Supreme Court Refuses to Bar Co-Workers’ “Me, Too” Testimony in Discrimination Cases
March 06, 2008
On February 26, 2008, the United States Supreme Court issued its long-awaited decision in Sprint/United Management Co. v. Ellen Mendelsohn, No. 06-1221. Employers had hoped that the case would provide a categorical rule barring so-called "me, too" testimony-that is, testimony offered by a plaintiff's co-workers who are not parties to the suit, claiming discrimination by different supervisors who had no role in the challenged employment decision. Instead, the Supreme Court held that trial court judges have discretion to admit or exclude such testimony, depending on the particular facts of the case. The Court's decision is problematic for employers, because it leaves open the door to inflammatory, hard-to-refute testimony by disgruntled co-workers in employment discrimination cases.
Ellen Mendelsohn was laid off as part of a reduction-in-force at Sprint's headquarters in Overland Park, Kansas. She sued Sprint under the Age Discrimination in Employment Act (ADEA), claiming that she was released because of her age. Just before trial, Mendelsohn indicated that she planned to offer the testimony of five other employees about alleged age discrimination at Sprint. None of the five worked in Mendelsohn's group, and none of their proffered testimony concerned the supervisors who allegedly discriminated against Mendelsohn. Sprint moved to exclude the testimony, arguing that it was irrelevant and would be unduly prejudicial to the jury.
The trial court agreed with Sprint and excluded the employees' testimony. The court of appeals disagreed, and held that the testimony was relevant and admissible. The Supreme Court then heard the case, but it took no position on whether the five employees could testify. Instead, it held that the trial court had discretion to admit or exclude the testimony, but had to provide a better explanation of its ruling, based on the Federal Rules of Evidence. The Supreme Court returned the case to the trial court for such an explanation.
As a practical matter, the Supreme Court's decision likely means that the employer won the day. In this particular case, the co-workers' "me, too" testimony likely will be excluded. But in the long run, the decision represents a victory for plaintiffs in employment discrimination suits. The Supreme Court rejected a categorical rule excluding testimony by co-workers describing alleged discrimination by different supervisors.

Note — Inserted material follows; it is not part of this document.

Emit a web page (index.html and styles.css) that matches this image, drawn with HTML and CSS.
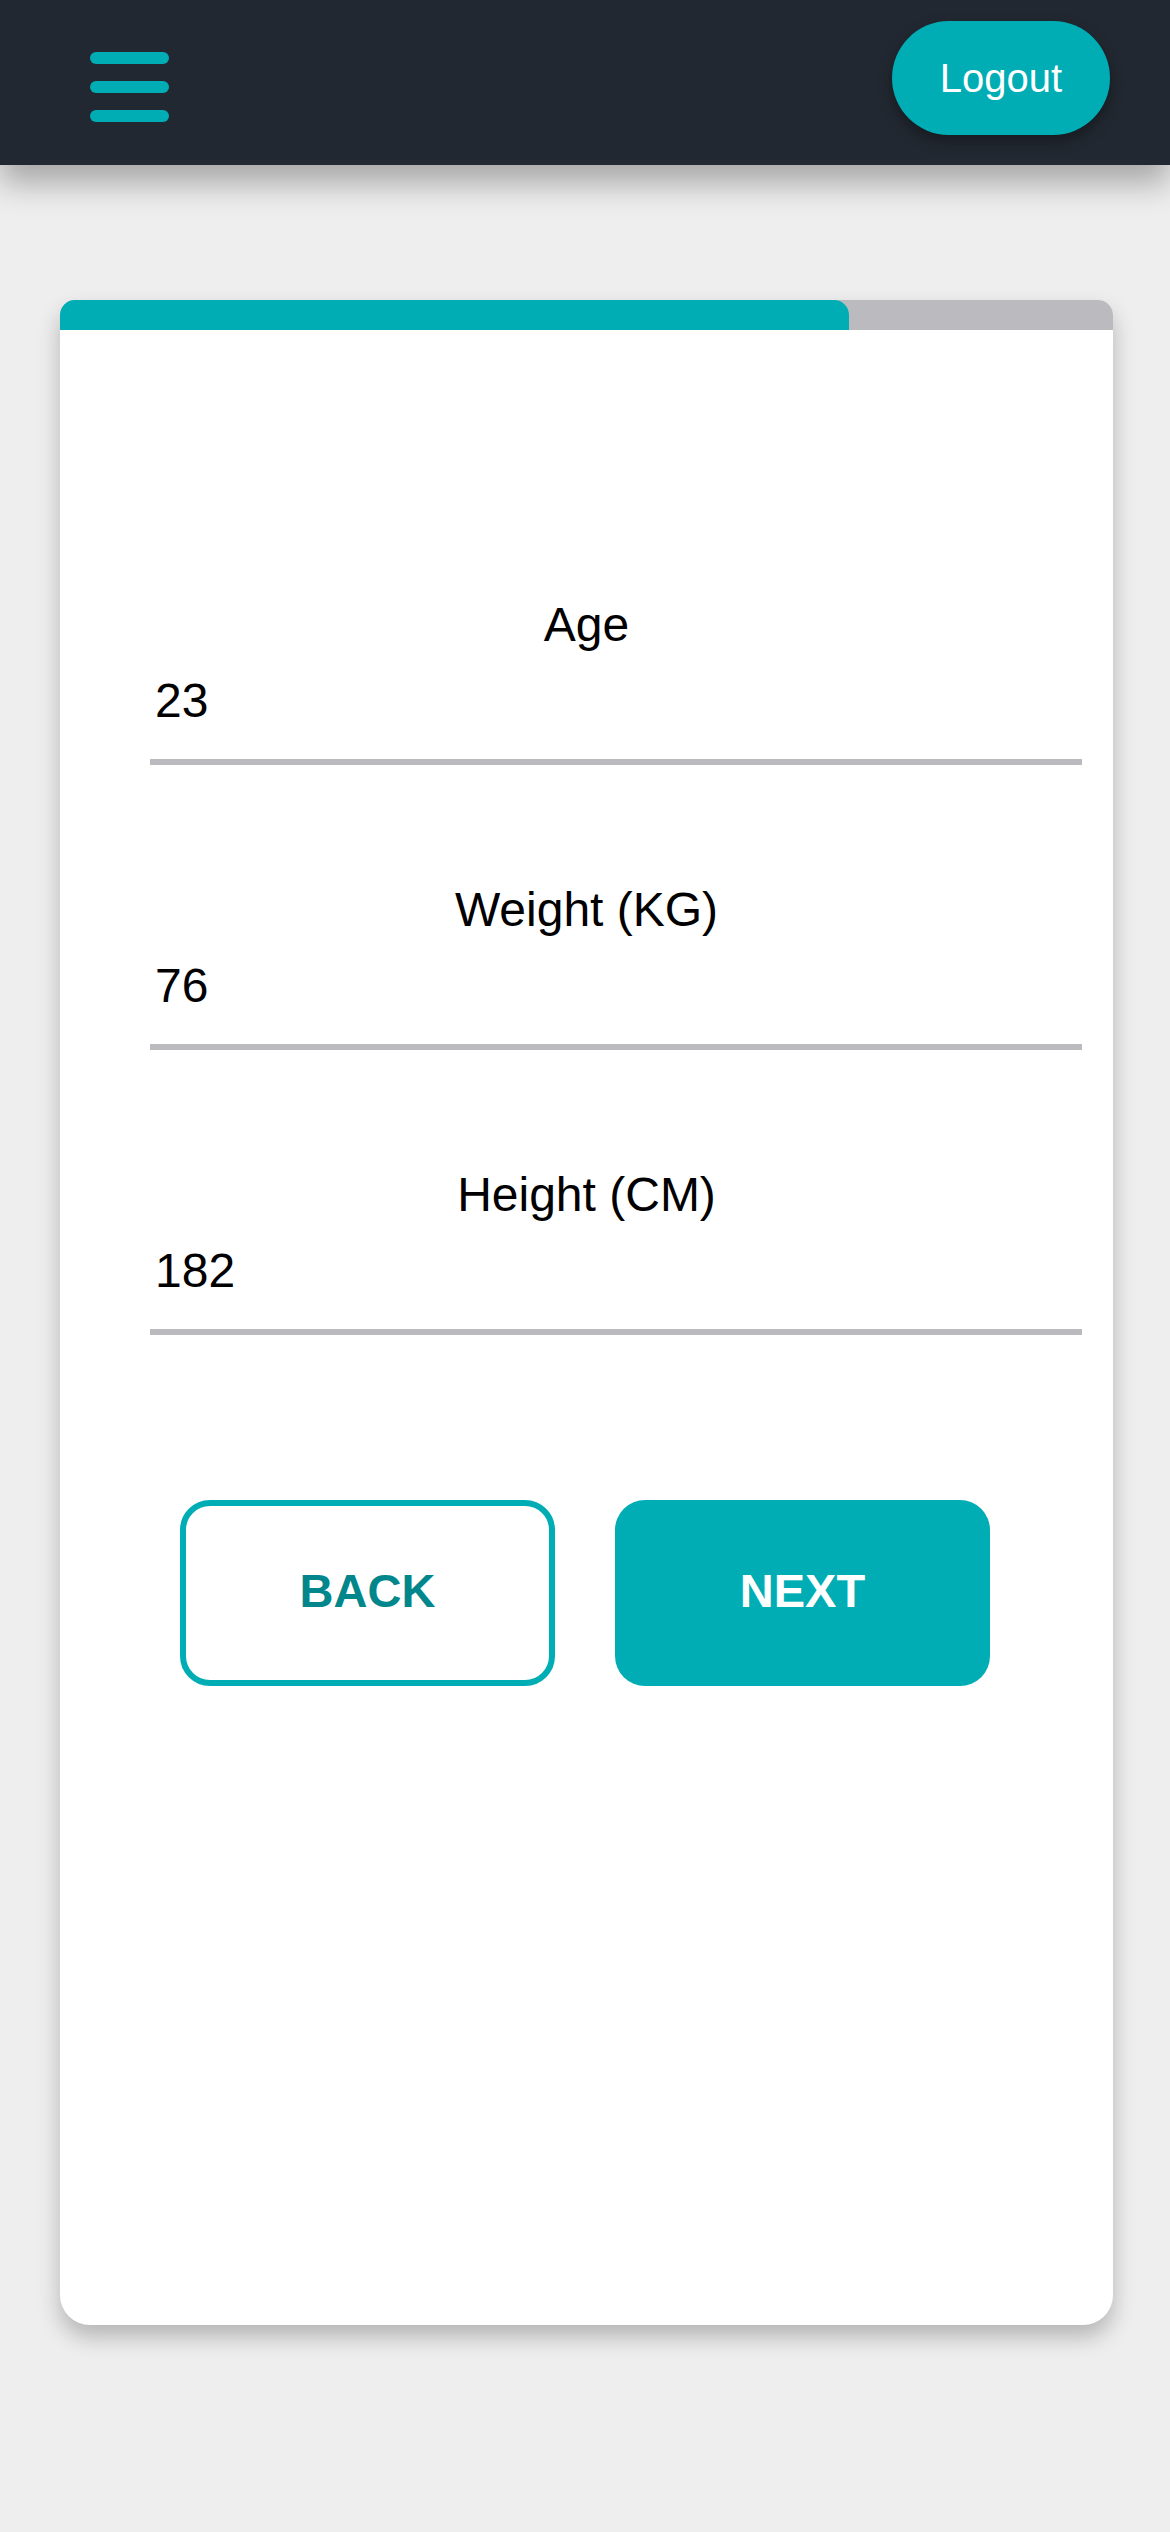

Even more troublingly, the Court provided no guidance to trial courts as to how they should weigh the probative value of "me, too" testimony against the prejudice it may create against the employer. Thus, a trial judge may permit disgruntled co-workers to take the stand and testify about unrelated incidents of alleged discrimination. The only check on such a decision is an appeal under the very demanding "abuse of discretion" standard.
It is difficult to predict precisely how the Mendelsohn decision will affect employment litigation. Certainly, it will make some jury trials much more complicated. It may also be harder for employers to prevail on summary judgment, meaning that more discrimination cases will actually make it to trial. In any event, the looming possibility of testimony by disaffected co-workers is one more wrinkle that employers and counsel must consider at every stage of an employment discrimination lawsuit.